Exercise: Repeat, exactly and in full, the lines of the listing below, but without any pictures.

Collected data:
## begin
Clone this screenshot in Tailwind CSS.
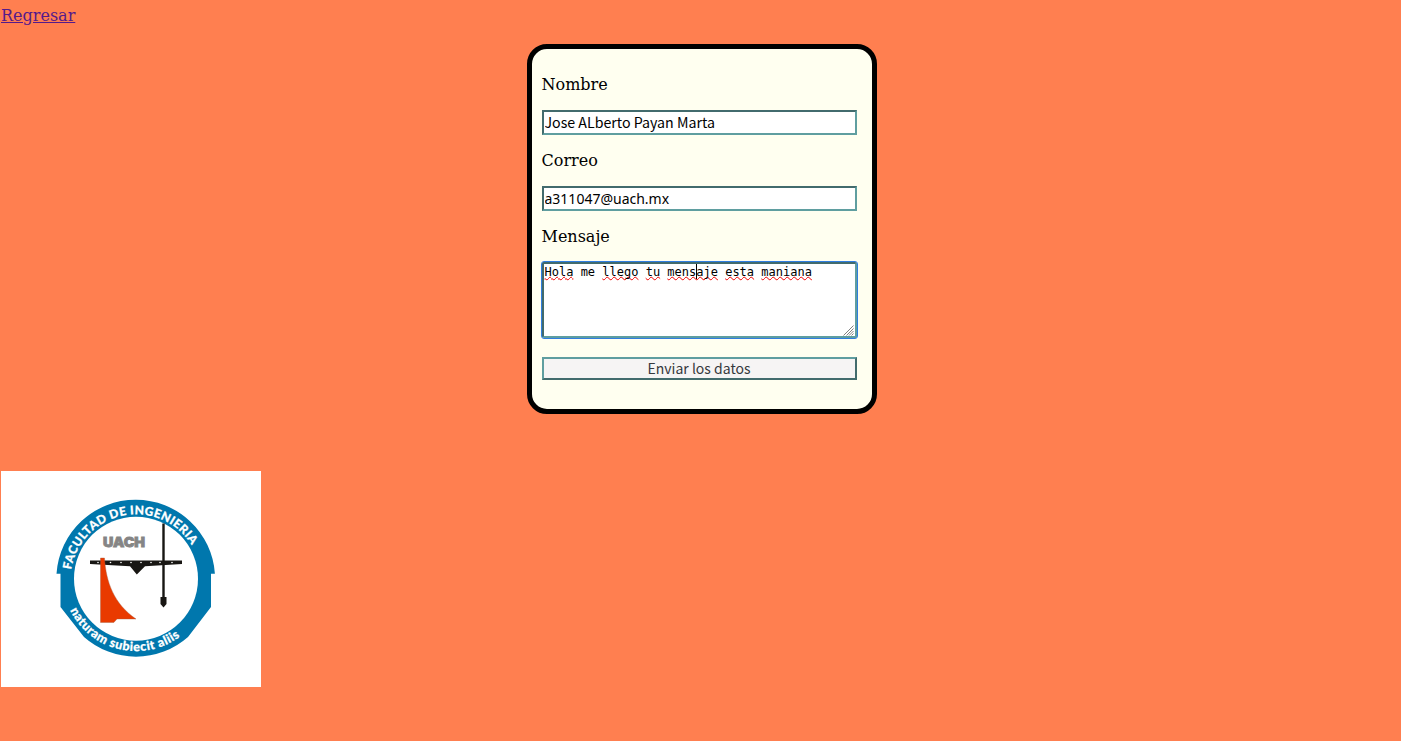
<!DOCTYPE html>
<html lang="es">
<head>
<meta charset="utf-8">
<title>Contacto</title>
<script src="https://cdn.jsdelivr.net/npm/@tailwindcss/browser@4"></script>
</head>
<body class="bg-[#ff7f50] h-[741px] overflow-hidden pl-px pt-1.5 font-['DejaVu_Serif',serif] text-[16px] leading-[19px] text-black">
<a href="#" class="block w-fit underline text-[#551a8b]">Regresar</a>
<form class="mt-[19px] ml-[525.5px] w-[350px] h-[370px] rounded-[20px] border-5 border-black bg-[#fffff0] pl-2.5 pt-[26px] flex flex-col">
  <label>Nombre</label>
  <input type="text" value="Jose ALberto Payan Marta" class="mt-4 w-[315px] h-[25px] border-2 border-solid border-t-[#426b6d] border-l-[#426b6d] border-r-[#5f9ea0] border-b-[#5f9ea0] bg-white px-px pb-px font-['Noto_Sans_CJK_SC',sans-serif] text-[14.2px]">
  <label class="mt-4">Correo</label>
  <input type="text" value="a311047@uach.mx" class="mt-4 w-[315px] h-[25px] border-2 border-solid border-t-[#426b6d] border-l-[#426b6d] border-r-[#5f9ea0] border-b-[#5f9ea0] bg-white px-px pb-px font-['Noto_Sans',sans-serif] text-[14px]">
  <label class="mt-4">Mensaje</label>
  <div class="relative mt-4 w-[315px] h-[76px] border-2 border-solid border-t-[#426b6d] border-l-[#426b6d] border-r-[#5f9ea0] border-b-[#5f9ea0] bg-white outline-1 outline-[#2f7de1] rounded-[2px] pl-px pt-px font-['DejaVu_Sans_Mono',monospace] text-[12px] leading-[14px] whitespace-pre"><span class="underline decoration-wavy decoration-[#f00000] decoration-1 underline-offset-0 [text-decoration-skip-ink:none]">Hola</span> me <span class="underline decoration-wavy decoration-[#f00000] decoration-1 underline-offset-0 [text-decoration-skip-ink:none]">llego</span> <span class="underline decoration-wavy decoration-[#f00000] decoration-1 underline-offset-0 [text-decoration-skip-ink:none]">tu</span> <span class="underline decoration-wavy decoration-[#f00000] decoration-1 underline-offset-0 [text-decoration-skip-ink:none]">mensaje</span> <span class="underline decoration-wavy decoration-[#f00000] decoration-1 underline-offset-0 [text-decoration-skip-ink:none]">esta</span> <span class="underline decoration-wavy decoration-[#f00000] decoration-1 underline-offset-0 [text-decoration-skip-ink:none]">maniana</span><i class="absolute left-[152px] top-0 w-px h-[15px] bg-black"></i><svg class="absolute right-px bottom-0" width="11" height="11" viewBox="0 0 11 11" stroke="#808080" stroke-width="1"><path d="M.5 10.500l10-10M3.500 10.500l7-7M6 10.500l4.500-4.500M8.500 10.500l2-2"/></svg></div>
  <button type="button" class="mt-[19px] w-[315px] h-[23px] border-2 border-solid border-t-[#5f9ea0] border-l-[#5f9ea0] border-r-[#426b6d] border-b-[#426b6d] bg-[#f6f4f4] pb-px font-['Noto_Sans_CJK_SC',sans-serif] text-[14px] leading-[18px] text-[#36393d]">Enviar los datos</button>
</form>
<svg class="mt-[57px] block bg-white" width="260" height="216" viewBox="1 471 260 216">
  <defs>
    <path id="arriba" d="M71.200 569.800A65.600 65.600 0 0 1 201.600 578.700"/>
    <path id="abajo" d="M70 610.200A73.700 73.700 0 0 0 209.700 578.700"/>
  </defs>
  <path d="M56.500 573.800A79.200 79.200 0 0 1 135.800 499.800A79.200 79.200 0 0 1 214.900 573.800H211V607L188 637A78.500 78.500 0 0 1 84 637L60.500 607V573.800Z" fill="#0077ad"/>
  <circle cx="136" cy="578.700" r="62" fill="#fff"/>
  <g fill="#fff" stroke="#fff" stroke-width=".25" font-family="Lato, sans-serif" font-weight="900">
    <text font-size="12" textLength="159" lengthAdjust="spacing"><textPath href="#arriba">FACULTAD DE INGENIERIA</textPath></text>
    <text font-size="12.500" textLength="129" lengthAdjust="spacing"><textPath href="#abajo">naturam subiecit aliis</textPath></text>
  </g>
  <text x="103" y="546.800" font-family="Inter, sans-serif" font-weight="900" font-size="13" fill="#858585" stroke="#858585" stroke-width=".8" textLength="42" lengthAdjust="spacingAndGlyphs">UACH</text>
  <path d="M162.300 523.500H164.700V597H166.500V604L163.500 607.500L160.500 604V597H162.300Z" fill="#181613"/>
  <path d="M90 560.500H182V564L145 566.300L136.800 574.500L130 566.300L90 564Z" fill="#181613"/>
  <g fill="#fff"><circle cx="98" cy="562.500" r=".8"/><circle cx="110.500" cy="562.500" r=".8"/><circle cx="121" cy="562.500" r=".8"/><circle cx="131" cy="562.500" r=".8"/><circle cx="141" cy="562.500" r=".8"/><circle cx="151" cy="562.500" r=".8"/><circle cx="160" cy="562.500" r=".8"/><circle cx="172" cy="562.500" r=".8"/></g>
  <path d="M100.500 558H104.500C106 582 114 604 136 619H117L113.800 622.500H100.500Z" fill="#e93a00" stroke="#a45a3c" stroke-width=".4"/>
</svg>
</body>
</html>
## end
Task output:
Clone this screenshot in Tailwind CSS.
<!DOCTYPE html>
<html lang="es">
<head>
<meta charset="utf-8">
<title>Contacto</title>
<script src="https://cdn.jsdelivr.net/npm/@tailwindcss/browser@4"></script>
</head>
<body class="bg-[#ff7f50] h-[741px] overflow-hidden pl-px pt-1.5 font-['DejaVu_Serif',serif] text-[16px] leading-[19px] text-black">
<a href="#" class="block w-fit underline text-[#551a8b]">Regresar</a>
<form class="mt-[19px] ml-[525.5px] w-[350px] h-[370px] rounded-[20px] border-5 border-black bg-[#fffff0] pl-2.5 pt-[26px] flex flex-col">
  <label>Nombre</label>
  <input type="text" value="Jose ALberto Payan Marta" class="mt-4 w-[315px] h-[25px] border-2 border-solid border-t-[#426b6d] border-l-[#426b6d] border-r-[#5f9ea0] border-b-[#5f9ea0] bg-white px-px pb-px font-['Noto_Sans_CJK_SC',sans-serif] text-[14.2px]">
  <label class="mt-4">Correo</label>
  <input type="text" value="a311047@uach.mx" class="mt-4 w-[315px] h-[25px] border-2 border-solid border-t-[#426b6d] border-l-[#426b6d] border-r-[#5f9ea0] border-b-[#5f9ea0] bg-white px-px pb-px font-['Noto_Sans',sans-serif] text-[14px]">
  <label class="mt-4">Mensaje</label>
  <div class="relative mt-4 w-[315px] h-[76px] border-2 border-solid border-t-[#426b6d] border-l-[#426b6d] border-r-[#5f9ea0] border-b-[#5f9ea0] bg-white outline-1 outline-[#2f7de1] rounded-[2px] pl-px pt-px font-['DejaVu_Sans_Mono',monospace] text-[12px] leading-[14px] whitespace-pre"><span class="underline decoration-wavy decoration-[#f00000] decoration-1 underline-offset-0 [text-decoration-skip-ink:none]">Hola</span> me <span class="underline decoration-wavy decoration-[#f00000] decoration-1 underline-offset-0 [text-decoration-skip-ink:none]">llego</span> <span class="underline decoration-wavy decoration-[#f00000] decoration-1 underline-offset-0 [text-decoration-skip-ink:none]">tu</span> <span class="underline decoration-wavy decoration-[#f00000] decoration-1 underline-offset-0 [text-decoration-skip-ink:none]">mensaje</span> <span class="underline decoration-wavy decoration-[#f00000] decoration-1 underline-offset-0 [text-decoration-skip-ink:none]">esta</span> <span class="underline decoration-wavy decoration-[#f00000] decoration-1 underline-offset-0 [text-decoration-skip-ink:none]">maniana</span><i class="absolute left-[152px] top-0 w-px h-[15px] bg-black"></i><svg class="absolute right-px bottom-0" width="11" height="11" viewBox="0 0 11 11" stroke="#808080" stroke-width="1"><path d="M.5 10.500l10-10M3.500 10.500l7-7M6 10.500l4.500-4.500M8.500 10.500l2-2"/></svg></div>
  <button type="button" class="mt-[19px] w-[315px] h-[23px] border-2 border-solid border-t-[#5f9ea0] border-l-[#5f9ea0] border-r-[#426b6d] border-b-[#426b6d] bg-[#f6f4f4] pb-px font-['Noto_Sans_CJK_SC',sans-serif] text-[14px] leading-[18px] text-[#36393d]">Enviar los datos</button>
</form>
<svg class="mt-[57px] block bg-white" width="260" height="216" viewBox="1 471 260 216">
  <defs>
    <path id="arriba" d="M71.200 569.800A65.600 65.600 0 0 1 201.600 578.700"/>
    <path id="abajo" d="M70 610.200A73.700 73.700 0 0 0 209.700 578.700"/>
  </defs>
  <path d="M56.500 573.800A79.200 79.200 0 0 1 135.800 499.800A79.200 79.200 0 0 1 214.900 573.800H211V607L188 637A78.500 78.500 0 0 1 84 637L60.500 607V573.800Z" fill="#0077ad"/>
  <circle cx="136" cy="578.700" r="62" fill="#fff"/>
  <g fill="#fff" stroke="#fff" stroke-width=".25" font-family="Lato, sans-serif" font-weight="900">
    <text font-size="12" textLength="159" lengthAdjust="spacing"><textPath href="#arriba">FACULTAD DE INGENIERIA</textPath></text>
    <text font-size="12.500" textLength="129" lengthAdjust="spacing"><textPath href="#abajo">naturam subiecit aliis</textPath></text>
  </g>
  <text x="103" y="546.800" font-family="Inter, sans-serif" font-weight="900" font-size="13" fill="#858585" stroke="#858585" stroke-width=".8" textLength="42" lengthAdjust="spacingAndGlyphs">UACH</text>
  <path d="M162.300 523.500H164.700V597H166.500V604L163.500 607.500L160.500 604V597H162.300Z" fill="#181613"/>
  <path d="M90 560.500H182V564L145 566.300L136.800 574.500L130 566.300L90 564Z" fill="#181613"/>
  <g fill="#fff"><circle cx="98" cy="562.500" r=".8"/><circle cx="110.500" cy="562.500" r=".8"/><circle cx="121" cy="562.500" r=".8"/><circle cx="131" cy="562.500" r=".8"/><circle cx="141" cy="562.500" r=".8"/><circle cx="151" cy="562.500" r=".8"/><circle cx="160" cy="562.500" r=".8"/><circle cx="172" cy="562.500" r=".8"/></g>
  <path d="M100.500 558H104.500C106 582 114 604 136 619H117L113.800 622.500H100.500Z" fill="#e93a00" stroke="#a45a3c" stroke-width=".4"/>
</svg>
</body>
</html>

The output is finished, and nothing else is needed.